Interest rates increase 0.25%
This week’s big (unsurprising) news was the Reserve Bank of Australia’s (RBA) decision to raise the cash rate again by 0.25% to 3.35%. This increase makes the current cycle of nine increases the most severe since monetary policy brought inflation into the RBA’s 2-3% target range in 1991. The following chart reveals just how historically sharp the cycle has been.
There is a time lag between increasing interest rates and reducing inflation, and many economists are concerned that the RBA is not allowing enough time for the rate rises to work their way through the economy. There are signs that the increased rates might be working; for example, according to the Australian Bureau of Statistics (ABS), retail spending declined in December by 3.9%. However, as the following chart shows, the fall is not relatively excessive and will not contribute meaningfully to bringing down inflation. Furthermore, unemployment is not increasing either, which is another sign that the increased cash rate is not slowing down the economy and reducing inflation.
So, unfortunately, as we alluded to last week using our Inflation and Unemployment chart, interest rates will keep on being adjusted upwards, and the RBA confirmed this on Tuesday;
“The Board expects that further increases in interest rates will be needed over the months ahead to ensure that inflation returns to target and that this period of high inflation is only temporary.”
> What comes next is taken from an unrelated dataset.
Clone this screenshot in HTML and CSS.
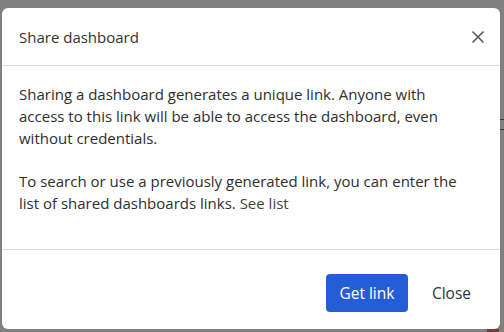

The markets agree that further interest rates are coming our way. The next chart shows the markets are predicting rates to keep rising until August this year and for the cash rate to be above the current levels in July next year.
While the increased interest rates have been hitting property prices over east hard for eight months now with no real signs of easing, as illustrated in the following chart, we expect their markets to worsen over the next 12 months.
Perth prices are now witnessing a minimal decline starting this year after holding firm in the second half of last year and increasing marginally in December. However, to put this into perspective, it is a minor 0.5% decline to start the year, and if we compare to Sydney and Melbourne, which have dropped 1.3%, Brisbane 1.4%, and even Adelaide, which performed so well last year, dropped 0.8%, we can see Perth is performing relatively well. The following chart uses CoreLogic’s daily home value index and illustrates the trend over the previous two months.
The concern is that despite WA’s strong employment, limited supply, affordable housing and healthy migration, Perth’s downward trend might gain momentum. There are two primary reasons for this concern. Firstly, many fixed-interest-rate loans will convert to variable rates this year, leading to an increased number of mortgagees being unable to service their loans, increasing supply. Secondly, borrowing constraints will tighten and reduce demand as interest rates keep rising. However, the lack of rental options will leave many homebuyers instead buying in a more affordable suburb than entering the rental market, which should see prices hold or even increase in those suburbs.